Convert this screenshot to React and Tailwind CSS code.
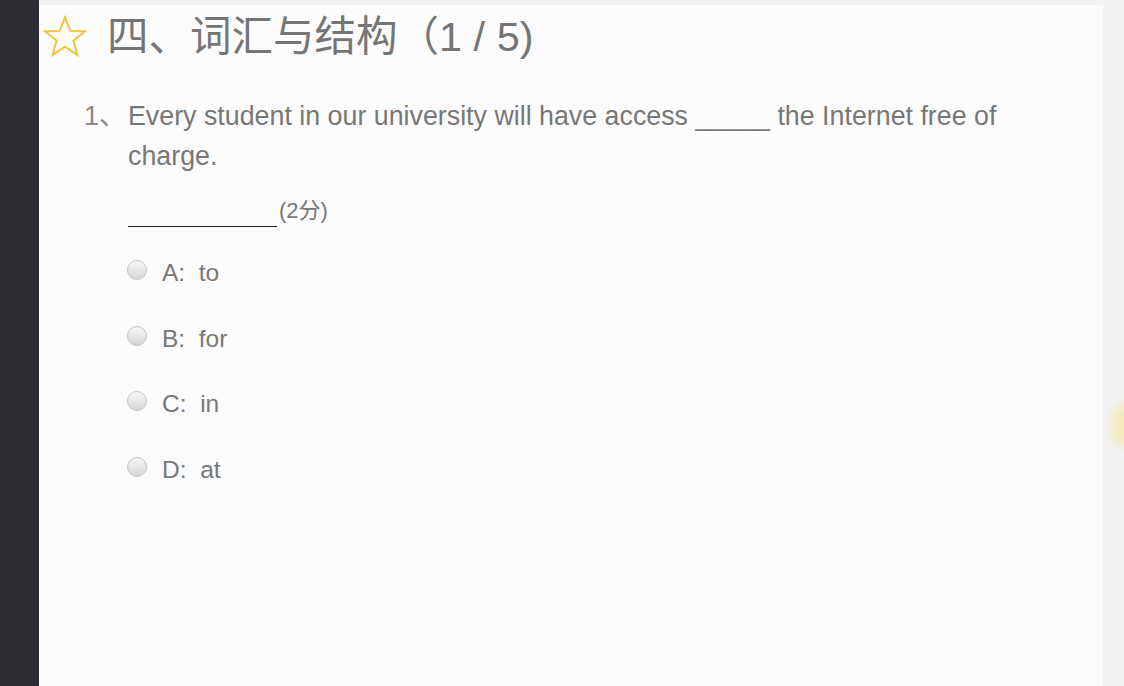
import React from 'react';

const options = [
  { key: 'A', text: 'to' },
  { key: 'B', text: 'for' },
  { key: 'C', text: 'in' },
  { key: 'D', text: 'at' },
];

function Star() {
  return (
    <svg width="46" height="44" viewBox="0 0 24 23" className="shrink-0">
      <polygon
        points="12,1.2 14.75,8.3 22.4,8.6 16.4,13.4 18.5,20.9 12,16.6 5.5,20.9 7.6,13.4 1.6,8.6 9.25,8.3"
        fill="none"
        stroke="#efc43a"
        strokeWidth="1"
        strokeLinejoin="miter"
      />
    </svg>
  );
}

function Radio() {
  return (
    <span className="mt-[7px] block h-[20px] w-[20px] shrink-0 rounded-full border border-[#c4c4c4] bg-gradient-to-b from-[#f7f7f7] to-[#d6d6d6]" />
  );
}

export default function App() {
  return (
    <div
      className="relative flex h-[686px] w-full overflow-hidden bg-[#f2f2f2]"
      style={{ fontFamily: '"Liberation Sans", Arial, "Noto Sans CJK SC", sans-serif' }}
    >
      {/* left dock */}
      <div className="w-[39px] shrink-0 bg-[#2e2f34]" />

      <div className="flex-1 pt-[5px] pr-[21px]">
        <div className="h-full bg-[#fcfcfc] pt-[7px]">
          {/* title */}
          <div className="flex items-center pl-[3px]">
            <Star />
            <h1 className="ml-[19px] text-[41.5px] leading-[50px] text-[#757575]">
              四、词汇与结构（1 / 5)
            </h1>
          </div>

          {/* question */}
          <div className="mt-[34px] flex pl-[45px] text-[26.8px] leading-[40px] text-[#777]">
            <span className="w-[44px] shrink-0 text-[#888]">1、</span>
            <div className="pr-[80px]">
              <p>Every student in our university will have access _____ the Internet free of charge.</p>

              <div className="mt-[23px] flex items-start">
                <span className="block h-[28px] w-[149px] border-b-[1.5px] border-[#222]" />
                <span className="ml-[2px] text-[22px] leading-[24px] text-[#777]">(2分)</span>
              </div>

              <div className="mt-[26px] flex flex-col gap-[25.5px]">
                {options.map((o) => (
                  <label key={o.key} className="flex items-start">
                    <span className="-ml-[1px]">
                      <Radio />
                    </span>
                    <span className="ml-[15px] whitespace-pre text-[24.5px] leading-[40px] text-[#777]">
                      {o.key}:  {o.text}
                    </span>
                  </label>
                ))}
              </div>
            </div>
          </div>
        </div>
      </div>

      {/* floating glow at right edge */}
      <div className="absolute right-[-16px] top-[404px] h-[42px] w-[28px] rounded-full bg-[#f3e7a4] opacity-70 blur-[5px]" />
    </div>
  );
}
========
__Exercise details__. Write down every line from the opening of the listing to the line with "<p>Every student in", both included, and nothing else; the pictures are omitted.

__Output of the exercise__.
Convert this screenshot to React and Tailwind CSS code.
import React from 'react';

const options = [
  { key: 'A', text: 'to' },
  { key: 'B', text: 'for' },
  { key: 'C', text: 'in' },
  { key: 'D', text: 'at' },
];

function Star() {
  return (
    <svg width="46" height="44" viewBox="0 0 24 23" className="shrink-0">
      <polygon
        points="12,1.2 14.75,8.3 22.4,8.6 16.4,13.4 18.5,20.9 12,16.6 5.5,20.9 7.6,13.4 1.6,8.6 9.25,8.3"
        fill="none"
        stroke="#efc43a"
        strokeWidth="1"
        strokeLinejoin="miter"
      />
    </svg>
  );
}

function Radio() {
  return (
    <span className="mt-[7px] block h-[20px] w-[20px] shrink-0 rounded-full border border-[#c4c4c4] bg-gradient-to-b from-[#f7f7f7] to-[#d6d6d6]" />
  );
}

export default function App() {
  return (
    <div
      className="relative flex h-[686px] w-full overflow-hidden bg-[#f2f2f2]"
      style={{ fontFamily: '"Liberation Sans", Arial, "Noto Sans CJK SC", sans-serif' }}
    >
      {/* left dock */}
      <div className="w-[39px] shrink-0 bg-[#2e2f34]" />

      <div className="flex-1 pt-[5px] pr-[21px]">
        <div className="h-full bg-[#fcfcfc] pt-[7px]">
          {/* title */}
          <div className="flex items-center pl-[3px]">
            <Star />
            <h1 className="ml-[19px] text-[41.5px] leading-[50px] text-[#757575]">
              四、词汇与结构（1 / 5)
            </h1>
          </div>

          {/* question */}
          <div className="mt-[34px] flex pl-[45px] text-[26.8px] leading-[40px] text-[#777]">
            <span className="w-[44px] shrink-0 text-[#888]">1、</span>
            <div className="pr-[80px]">
              <p>Every student in our university will have access _____ the Internet free of charge.</p>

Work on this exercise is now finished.